Request: Tally the lines that include the word "React" and reply with nothing but the total.

(Dataset records)
=-=-=

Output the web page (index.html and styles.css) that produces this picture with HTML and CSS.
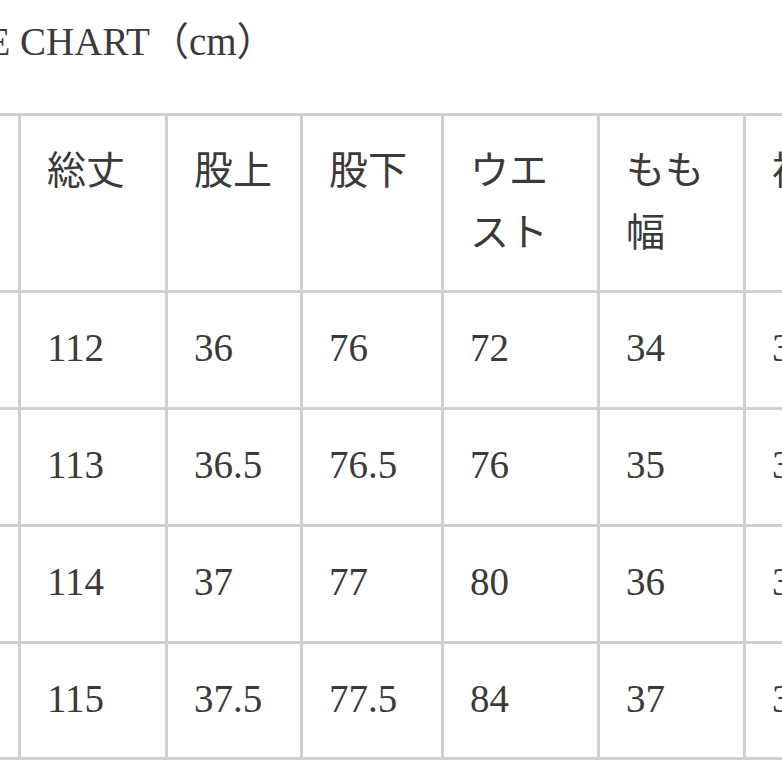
FILE: index.html
```html
<!DOCTYPE html>
<html lang="ja">
<head>
<meta charset="utf-8">
<title>SIZE CHART</title>
<link rel="stylesheet" href="styles.css">
</head>
<body>
<div class="page">
  <h1 class="title">SIZE CHART（cm）</h1>
  <div class="chart" role="table">
    <div class="cell">サイズ</div>
    <div class="cell">総丈</div>
    <div class="cell">股上</div>
    <div class="cell">股下</div>
    <div class="cell">ウエ<br>スト</div>
    <div class="cell">もも<br>幅</div>
    <div class="cell">裾幅</div>

    <div class="cell">S</div>
    <div class="cell">112</div>
    <div class="cell">36</div>
    <div class="cell">76</div>
    <div class="cell">72</div>
    <div class="cell">34</div>
    <div class="cell">31</div>

    <div class="cell">M</div>
    <div class="cell">113</div>
    <div class="cell">36.5</div>
    <div class="cell">76.5</div>
    <div class="cell">76</div>
    <div class="cell">35</div>
    <div class="cell">32</div>

    <div class="cell">L</div>
    <div class="cell">114</div>
    <div class="cell">37</div>
    <div class="cell">77</div>
    <div class="cell">80</div>
    <div class="cell">36</div>
    <div class="cell">33</div>

    <div class="cell">XL</div>
    <div class="cell">115</div>
    <div class="cell">37.5</div>
    <div class="cell">77.5</div>
    <div class="cell">84</div>
    <div class="cell">37</div>
    <div class="cell">34</div>
  </div>
</div>
</body>
</html>
```
FILE: styles.css
```css
html, body {
  margin: 0;
  padding: 0;
  background: #ffffff;
  overflow: hidden;
}

.page {
  padding-top: 20px;
  font-family: "Liberation Serif", "Noto Sans CJK JP", serif;
  font-size: 39px;
  color: #3a3a3a;
}

.title {
  margin: 0 0 49px -72px;
  height: 44px;
  font-size: 39px;
  line-height: 44px;
  font-weight: normal;
  white-space: nowrap;
  color: #3a3a3a;
}

.chart {
  display: grid;
  grid-template-columns: 190px 144px 132px 138px 153px 143px 140px;
  grid-template-rows: 174px 114px 114px 114px 113px;
  gap: 3px;
  padding: 3px;
  background: #d0d0d0;
  width: max-content;
  margin-left: -175px;
}

.cell {
  background: #ffffff;
  padding: 24px 20px 0 26px;
  line-height: 62px;
  white-space: nowrap;
}
```
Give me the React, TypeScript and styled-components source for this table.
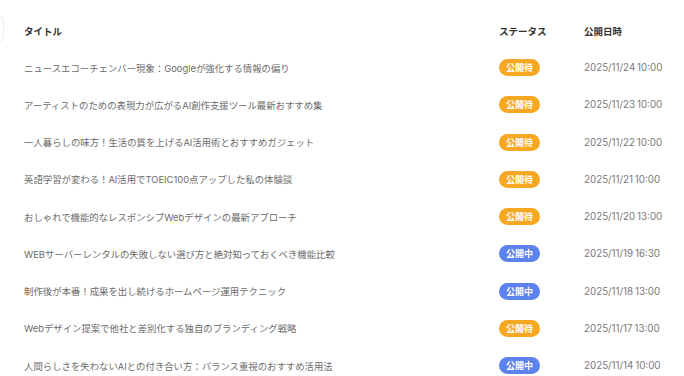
import React from "react";
import styled, { createGlobalStyle } from "styled-components";

const Global = createGlobalStyle`
  html, body { margin: 0; padding: 0; background: #ffffff; }
  body { font-family: Inter, "Noto Sans CJK JP", sans-serif; -webkit-font-smoothing: antialiased; }
`;

const Table = styled.div`
  display: grid;
  grid-template-columns: 24px 475px 85px 1fr;
  padding-top: 13px;
  width: 684px;
`;

const HeaderCell = styled.div`
  height: 36px;
  display: flex;
  align-items: center;
  font-size: 9.5px;
  font-weight: 700;
  color: #333;
  font-family: "Noto Sans CJK JP", sans-serif;
`;

const Stub = styled.div`
  height: 36px;
  display: flex;
  align-items: center;
`;

const StubBox = styled.div`
  width: 3px;
  height: 23px;
  margin-top: -5px;
  border: 1px solid #eeeeee;
  border-left: none;
  border-radius: 0 4px 4px 0;
`;

const Cell = styled.div`
  height: 37.25px;
  display: flex;
  align-items: center;
  font-size: 9.4px;
  color: #6b6b6b;
  white-space: nowrap;
`;

const TitleCell = styled(Cell)`
  font-family: Inter, "Noto Sans CJK JP", sans-serif;
`;

const DateCell = styled(Cell)`
  font-family: Inter, sans-serif;
  color: #7a7a7a;
  font-size: 9.8px;
  word-spacing: -1px;
`;

const Badge = styled.span<{ $kind: "wait" | "live" }>`
  display: inline-flex;
  align-items: center;
  justify-content: center;
  width: 41px;
  height: 17px;
  border-radius: 9px;
  background: ${(p) => (p.$kind === "wait" ? "#f7a823" : "#5c82ee")};
  color: #fff;
  font-size: 9px;
  font-weight: 700;
  font-family: "Noto Sans CJK JP", sans-serif;
`;

type Row = { title: string; status: "wait" | "live"; date: string };

const rows: Row[] = [
  { title: "ニュースエコーチェンバー現象：Googleが強化する情報の偏り", status: "wait", date: "2025/11/24 10:00" },
  { title: "アーティストのための表現力が広がるAI創作支援ツール最新おすすめ集", status: "wait", date: "2025/11/23 10:00" },
  { title: "一人暮らしの味方！生活の質を上げるAI活用術とおすすめガジェット", status: "wait", date: "2025/11/22 10:00" },
  { title: "英語学習が変わる！AI活用でTOEIC100点アップした私の体験談", status: "wait", date: "2025/11/21 10:00" },
  { title: "おしゃれで機能的なレスポンシブWebデザインの最新アプローチ", status: "wait", date: "2025/11/20 13:00" },
  { title: "WEBサーバーレンタルの失敗しない選び方と絶対知っておくべき機能比較", status: "live", date: "2025/11/19 16:30" },
  { title: "制作後が本番！成果を出し続けるホームページ運用テクニック", status: "live", date: "2025/11/18 13:00" },
  { title: "Webデザイン提案で他社と差別化する独自のブランディング戦略", status: "wait", date: "2025/11/17 13:00" },
  { title: "人間らしさを失わないAIとの付き合い方：バランス重視のおすすめ活用法", status: "live", date: "2025/11/14 10:00" },
];

export default function App() {
  return (
    <>
      <Global />
      <Table>
        <Stub>
          <StubBox />
        </Stub>
        <HeaderCell>タイトル</HeaderCell>
        <HeaderCell>ステータス</HeaderCell>
        <HeaderCell>公開日時</HeaderCell>
        {rows.map((r, i) => (
          <React.Fragment key={i}>
            <Cell />
            <TitleCell>{r.title}</TitleCell>
            <Cell>
              <Badge $kind={r.status}>{r.status === "wait" ? "公開待" : "公開中"}</Badge>
            </Cell>
            <DateCell>{r.date}</DateCell>
          </React.Fragment>
        ))}
      </Table>
    </>
  );
}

=-=-=

Written reply: 4